At Thursday’s meeting, Weissinger and Dr. Ashley Adams, co-directors of the Black Reparations Project, advised the commission to seek technical assistance from local graduate students and reparations advocacy groups, and to adjust it’s strategy to account for the lack of research funding.

The California Reparations Task Force, which was budgeted $4.7 million over two years, held a series of community listening sessions, hired a team of economists and researchers and produced a final report. The report detailed anti-Black policy throughout California’s history and made more than 100 policy recommendations, some of which were signed into law.

In contrast, the BUSD task force heard presentations from experts, conducted a community survey, and, in its final report, made three policy recommendations, including advising the district to hire a consultant to conduct a review of policies and their impact on Black students.

Gore-Mann, who is also the president and CEO of The Greenlining Institute, said she is looking for private donations to augment county funding. The commission is now sponsored by the county library system, an arrangement that doesn’t provide funding but allows the group to accept philanthropic donations.

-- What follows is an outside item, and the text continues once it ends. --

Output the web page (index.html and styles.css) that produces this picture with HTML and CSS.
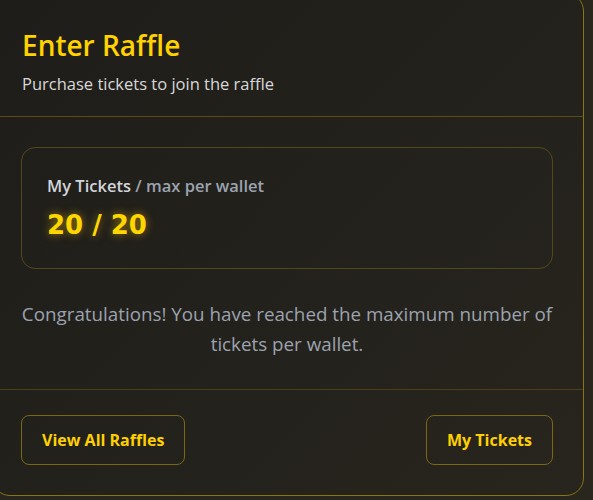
FILE: index.html
```html
<!DOCTYPE html>
<html>
<head>
<meta charset="utf-8">
<link rel="stylesheet" href="styles.css">
</head>
<body>
<div class="page">
  <section class="card">
    <header class="card-header">
      <h1 class="title">Enter Raffle</h1>
      <p class="subtitle">Purchase tickets to join the raffle</p>
    </header>
    <div class="card-body">
      <div class="stat-box">
        <div class="stat-label"><span class="stat-strong">My Tickets</span> / max per wallet</div>
        <div class="stat-value">20 / 20</div>
      </div>
      <p class="message">Congratulations! You have reached the maximum number of tickets per wallet.</p>
    </div>
    <footer class="card-footer">
      <button class="btn">View All Raffles</button>
      <button class="btn">My Tickets</button>
    </footer>
  </section>
</div>
</body>
</html>
```
FILE: styles.css
```css
html, body {
  margin: 0;
  padding: 0;
  background: #29261d;
  height: 100%;
}
.page {
  width: 593px;
  height: 500px;
  overflow: hidden;
  font-family: "Open Sans", "Noto Sans", sans-serif;
}
.card {
  margin: -7px 9px 0 -8px;
  border: 1px solid #8a7414;
  border-radius: 18px;
  background: linear-gradient(135deg, #1f1d19 0%, #23211c 50%, #28251e 100%);
}
.card-header {
  padding: 33px 29px 21px 29px;
  border-bottom: 1px solid #5a4c12;
}
.title {
  margin: 0;
  color: #ffd200;
  font-size: 28px;
  font-weight: 600;
  line-height: 36px;
}
.subtitle {
  margin: 10px 0 0 0;
  color: #d8d8d8;
  font-size: 16.5px;
  line-height: 22px;
}
.card-body {
  padding: 30px 30px 29.6px 28px;
  border-bottom: 1px solid #4b4015;
}
.stat-box {
  border: 1px solid #54481a;
  border-radius: 14px;
  padding: 27px 25px 0 25px;
  height: 122px;
  box-sizing: border-box;
}
.stat-label {
  color: #9ca3af;
  font-size: 16.5px;
  font-weight: 600;
  line-height: 22px;
}
.stat-strong {
  color: #d1d5db;
}
.stat-value {
  margin-top: 12px;
  color: #ffd700;
  font-family: "DejaVu Sans", sans-serif;
  font-weight: 700;
  font-size: 26px;
  line-height: 32px;
  text-shadow: 0 0 8px rgba(255, 200, 0, 0.55);
}
.message {
  margin: 30.4px 0 0 0;
  text-align: center;
  color: #9ca3af;
  font-size: 18.8px;
  line-height: 30px;
}
.card-footer {
  padding: 25px 30px 30px 28px;
  display: flex;
  justify-content: space-between;
  align-items: flex-start;
}
.btn {
  height: 50px;
  padding: 0 20px;
  background: transparent;
  border: 1px solid #7a6814;
  border-radius: 8px;
  color: #ffd000;
  font-family: "Open Sans", "Noto Sans", sans-serif;
  font-weight: 700;
  font-size: 16px;
  cursor: pointer;
}
```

She said the commission tried to work with students at UC Berkeley’s Goldman School of Public Policy last year, but the effort was hampered by county red tape.

At Thursday’s meeting, she asked Miley whether the commission would benefit from advocating for their cause with individual supervisors.

“I don’t think there is a lack of commitment,” Miley said. “We just have a lot coming at us.”

County officials said additional funding could be approved down the line and asked the commission to resubmit a more detailed budget request.

Frustration with the county over the budget allocation was palpable at the meeting, but Commissioner Larry McClendon tried to keep the group positive. He said the group could build awareness about the county’s reparations process by doing outreach in their personal and professional networks.

“We are in a really good position to hit the ground running if we can get some assistance,” McClendon said. “Maybe ‘cause I’m a Raiders fan, I know how to deal with losses and remain positive.”